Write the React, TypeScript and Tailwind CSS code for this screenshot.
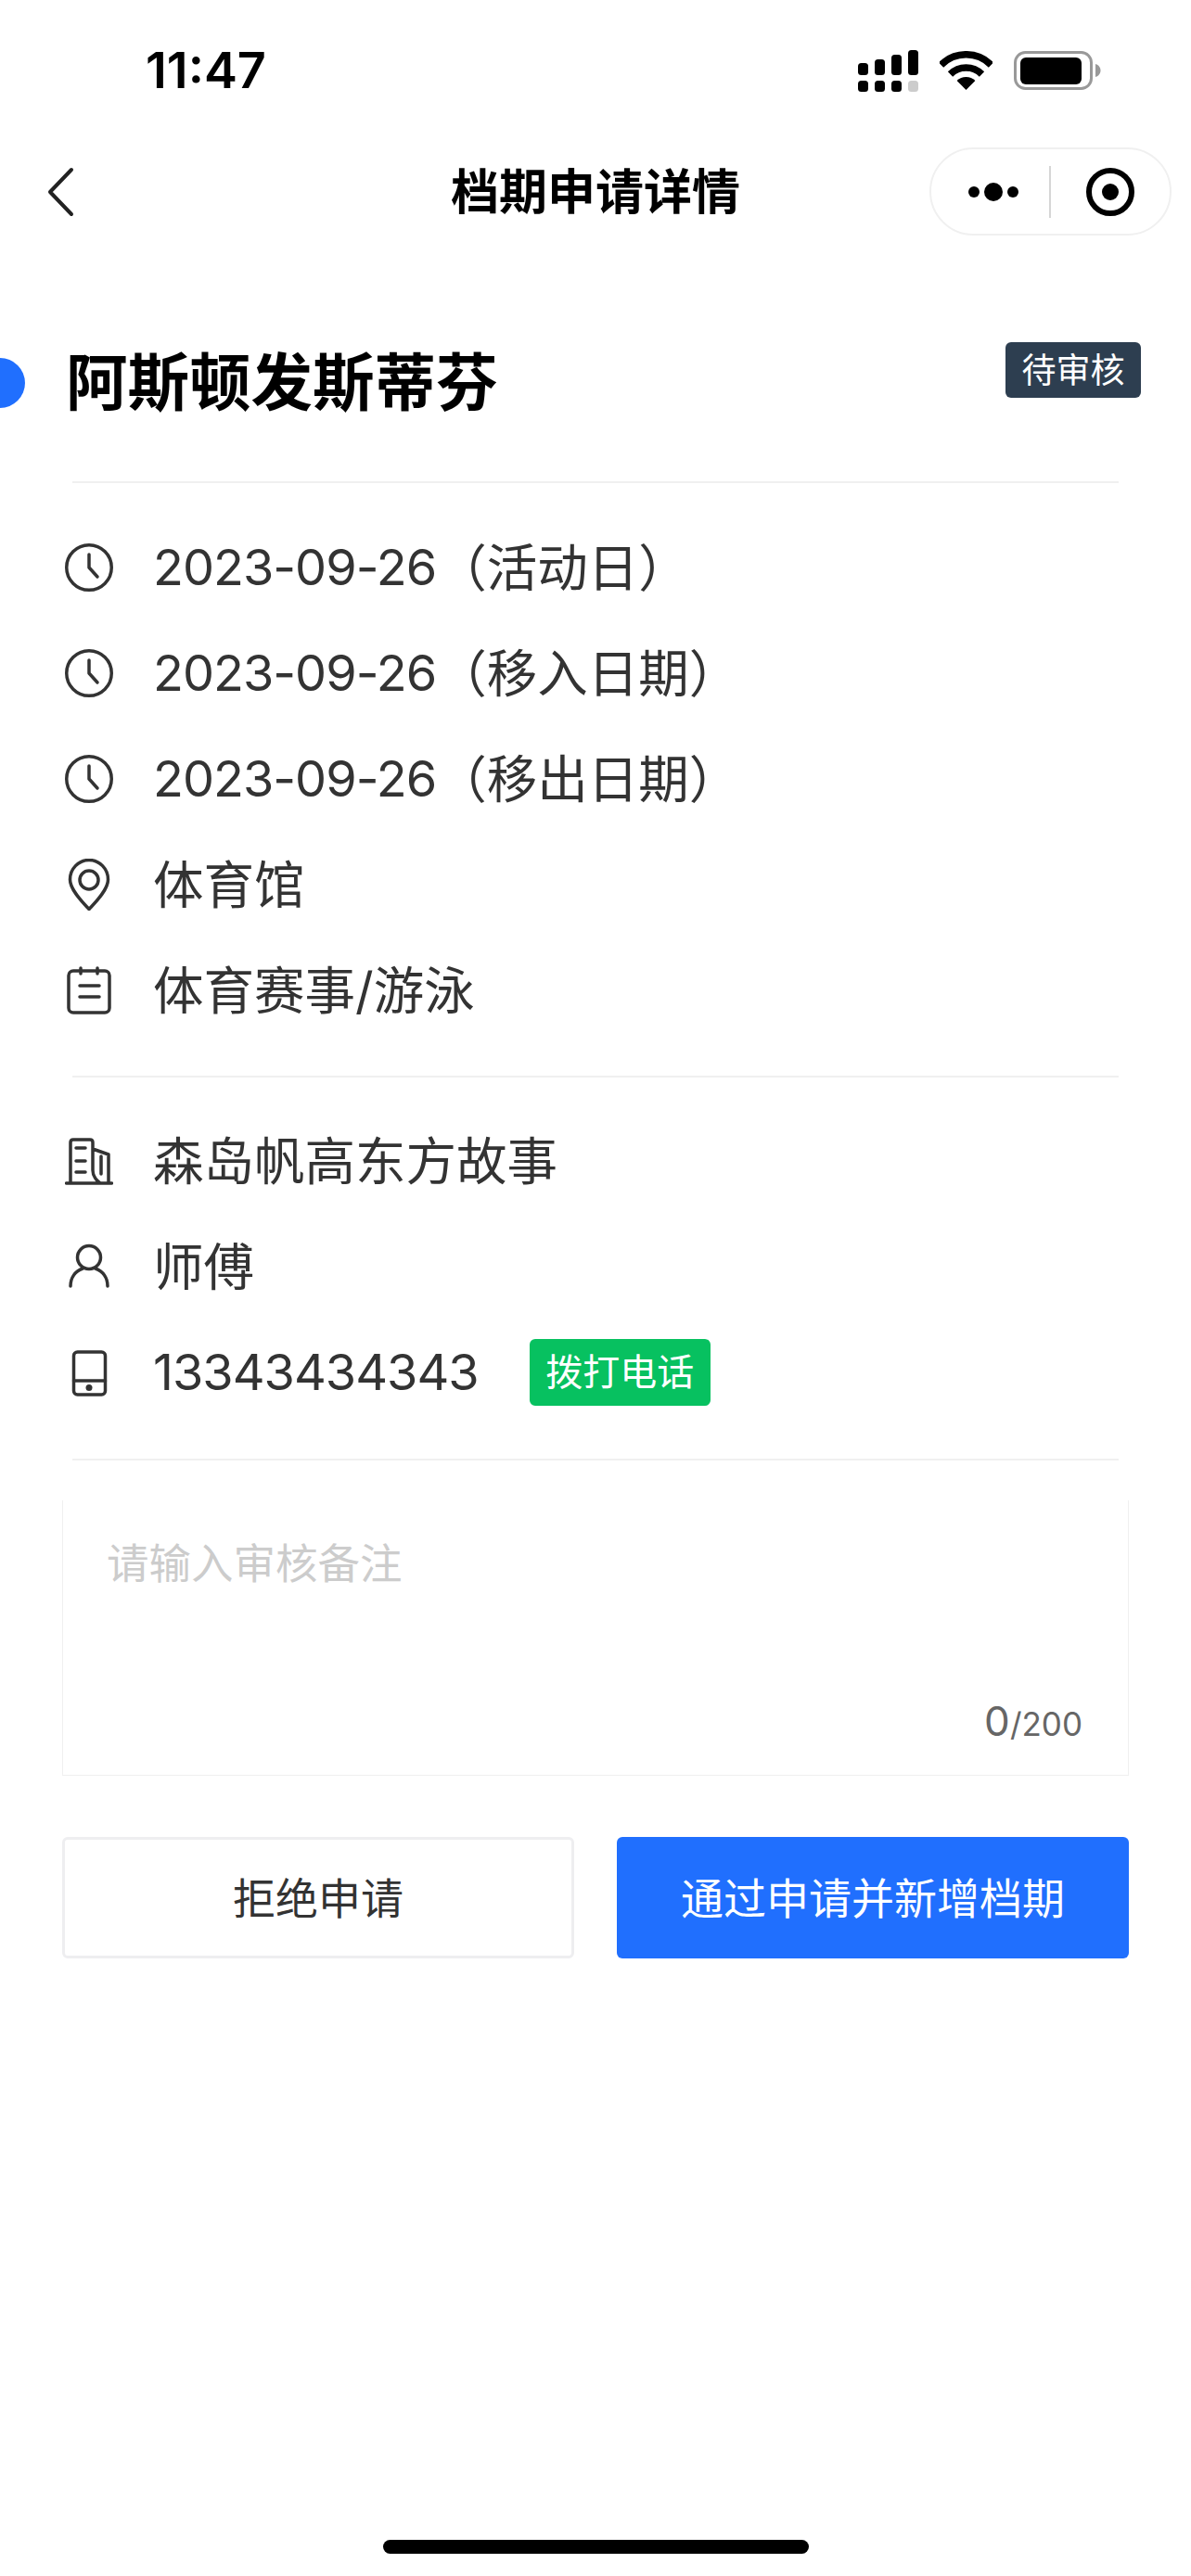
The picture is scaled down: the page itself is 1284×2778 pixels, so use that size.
import React from "react";

const stroke = { fill: "none", stroke: "#333", strokeWidth: 3.5, strokeLinecap: "round" as const, strokeLinejoin: "round" as const };

function Clock() {
  return (
    <svg width="52" height="52" viewBox="0 0 52 52" {...stroke}>
      <circle cx="26" cy="26" r="24.25" />
      <path d="M26 12V26L35 36" />
    </svg>
  );
}
function Pin() {
  return (
    <svg width="52" height="56" viewBox="0 0 52 56" {...stroke}>
      <path d="M26 54.5C20 48 5.5 34 5.5 22.5A20.5 21 0 0 1 46.5 22.5C46.5 34 32 48 26 54.5Z" />
      <circle cx="26" cy="23" r="10" />
    </svg>
  );
}
function Cal() {
  return (
    <svg width="52" height="52" viewBox="0 0 52 52" {...stroke}>
      <rect x="4" y="5" width="44" height="45" rx="5" />
      <path d="M17 2V8M35 2V8M16 21H37M16 33H37" />
    </svg>
  );
}
function Building() {
  return (
    <svg width="52" height="52" viewBox="0 0 52 52" {...stroke}>
      <path d="M1.5 50H50.5M6 50V6Q6 3 9 3H27Q30 3 30 6V36Q30 44 38 50M30 13L47 19V50M39 21V40M12 12H22M12 26H22M12 38H22" />
    </svg>
  );
}
function Person() {
  return (
    <svg width="52" height="52" viewBox="0 0 52 52" {...stroke}>
      <circle cx="26" cy="16" r="12.5" />
      <path d="M6 47C6 38 11 31 19 28M46 47C46 38 41 31 33 28" />
    </svg>
  );
}
function Phone() {
  return (
    <svg width="52" height="52" viewBox="0 0 52 52" {...stroke}>
      <rect x="9.5" y="4" width="34" height="46" rx="4" />
      <path d="M9.5 35H43.5" />
      <circle cx="26" cy="42.5" r="3.5" fill="#333" stroke="none" />
    </svg>
  );
}

function Signal() {
  const cols = [0, 18, 36, 54];
  const tops = [14, 10, 5, 0];
  return (
    <svg width="65" height="45" viewBox="0 0 65 45">
      {cols.map((x, i) => (
        <g key={x}>
          <rect x={x} y={tops[i]} width="11" height={27 - tops[i]} rx="3.5" fill="#000" />
          <rect x={x} y="33" width="11" height="12" rx="3.5" fill={i === 3 ? "#cccccc" : "#000"} />
        </g>
      ))}
    </svg>
  );
}
function Wifi() {
  return (
    <svg width="57" height="42" viewBox="0 0 57 42">
      <path d="M1.5 15A38 38 0 0 1 55.5 15" fill="none" stroke="#000" strokeWidth="7.5" />
      <path d="M11.5 25A24 24 0 0 1 45.5 25" fill="none" stroke="#000" strokeWidth="7.5" />
      <path d="M28.5 42L18.6 32A14 14 0 0 1 38.4 32Z" fill="#000" />
    </svg>
  );
}
function Battery() {
  return (
    <svg width="94" height="42" viewBox="0 0 94 42">
      <rect x="1.5" y="1.5" width="82" height="39" rx="11" fill="none" stroke="#999" strokeWidth="3" />
      <rect x="7" y="7" width="66" height="29" rx="6" fill="#000" />
      <path d="M88 14C91.5 15 93.5 18 93.5 21C93.5 24 91.5 27 88 28Z" fill="#999" />
    </svg>
  );
}

function Row({ icon, children }: { icon: React.ReactNode; children: React.ReactNode }) {
  return (
    <div className="flex h-[114px] items-center pl-[70px]">
      <div className="flex w-[52px] shrink-0 items-center justify-center">{icon}</div>
      <div className="ml-[43px] flex items-center text-[54.5px] leading-none text-[#333] [font-family:Inter,'Noto_Sans_CJK_SC',sans-serif]">
        {children}
      </div>
    </div>
  );
}

function Dt({ children }: { children: React.ReactNode }) {
  return <span className="text-[54px] tracking-[-1px]">{children}</span>;
}

function Divider() {
  return <div className="mx-[78px] h-[2px] bg-[#f0f0f0]" />;
}

export default function App() {
  return (
    <div className="flex h-[2778px] w-[1284px] flex-col overflow-hidden bg-white [font-family:Inter,'Noto_Sans_CJK_SC',sans-serif]">
      <div className="flex h-[152px] items-center pl-[157px] pr-[97px]">
        <span className="text-[54px] font-semibold leading-none text-black">11:47</span>
        <div className="ml-auto flex items-center">
          <Signal />
          <div className="ml-[23px]"><Wifi /></div>
          <div className="ml-[23px]"><Battery /></div>
        </div>
      </div>

      <div className="mt-[7px] grid h-[95px] grid-cols-[1fr_auto_1fr] items-center">
        <div className="pl-[50px]">
          <svg width="30" height="54" viewBox="0 0 30 54" fill="none" stroke="#222" strokeWidth="4" strokeLinecap="round" strokeLinejoin="round">
            <path d="M27 3L4 27L27 51" />
          </svg>
        </div>
        <div className="pt-[2px] text-[52px] font-bold leading-none text-black">档期申请详情</div>
        <div className="mr-[21px] flex h-[95px] w-[261px] items-center justify-self-end rounded-full border-2 border-[#f0f0f0]">
          <div className="flex w-[127px] items-center justify-center gap-[5px] pl-[6px]">
            <span className="size-[12px] rounded-full bg-black" />
            <span className="size-[20px] rounded-full bg-black" />
            <span className="size-[12px] rounded-full bg-black" />
          </div>
          <div className="h-[56px] w-[2px] bg-[#d6d6d6]" />
          <div className="flex flex-1 items-center justify-center">
            <div className="flex size-[52px] items-center justify-center rounded-full border-[6px] border-black">
              <span className="size-[18px] rounded-full bg-black" />
            </div>
          </div>
        </div>
      </div>

      <div className="mt-[115px] flex h-[88px] items-center pr-[54px]">
        <div className="ml-[-27px] size-[54px] shrink-0 rounded-full bg-[#206ffe]" />
        <div className="ml-[44px] text-[66.5px] font-bold leading-none text-black">阿斯顿发斯蒂芬</div>
        <div className="ml-auto flex h-[60px] w-[146px] items-center justify-center self-start rounded-[6px] bg-[#2d3e50] text-[37px] leading-none text-white">待审核</div>
      </div>

      <div className="mt-[62px]"><Divider /></div>

      <div className="mt-[34px]">
        <Row icon={<Clock />}><Dt>2023-09-26</Dt>（活动日）</Row>
        <Row icon={<Clock />}><Dt>2023-09-26</Dt>（移入日期）</Row>
        <Row icon={<Clock />}><Dt>2023-09-26</Dt>（移出日期）</Row>
        <Row icon={<Pin />}>体育馆</Row>
        <Row icon={<Cal />}>体育赛事/游泳</Row>
      </div>

      <div className="mt-[35px]"><Divider /></div>

      <div className="mt-[33px]">
        <Row icon={<Building />}>森岛帆高东方故事</Row>
        <Row icon={<Person />}>师傅</Row>
        <Row icon={<Phone />}>
          <Dt>13343434343</Dt>
          <span className="ml-[55px] flex h-[72px] w-[195px] items-center justify-center rounded-[6px] bg-[#07c160] text-[40px] leading-none text-white">拨打电话</span>
        </Row>
      </div>

      <div className="mt-[36px]"><Divider /></div>

      <div className="mx-[67px] mt-[43px] flex h-[297px] flex-col justify-between border-x border-b border-[#f0f0f0] pb-[36px] pl-[47px] pr-[49px] pt-[46px]">
        <div className="text-[45.5px] leading-[46px] text-[#cccccc]">请输入审核备注</div>
        <div className="flex items-baseline justify-end leading-none text-[#666]">
          <span className="text-[44px]">0</span>
          <span className="text-[35px]">/200</span>
        </div>
      </div>

      <div className="mx-[67px] mt-[66px] grid grid-cols-[552px_552px] justify-between">
        <div className="flex h-[131px] items-center justify-center rounded-[6px] border-[3px] border-[#eeeef0] bg-white text-[46px] leading-none text-[#333]">拒绝申请</div>
        <div className="flex h-[131px] items-center justify-center rounded-[6px] bg-[#206ffe] text-[46px] leading-none text-white">通过申请并新增档期</div>
      </div>

      <div className="mx-auto mb-[24px] mt-auto h-[15px] w-[459px] rounded-[8px] bg-black" />
    </div>
  );
}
______________________________
### [Exercise description]
The lines from the top of the data above through the one holding "import React from" are to be repeated exactly, and only those, with no pictures.

### [Answer to the exercise]
Write the React, TypeScript and Tailwind CSS code for this screenshot.
The picture is scaled down: the page itself is 1284×2778 pixels, so use that size.
import React from "react";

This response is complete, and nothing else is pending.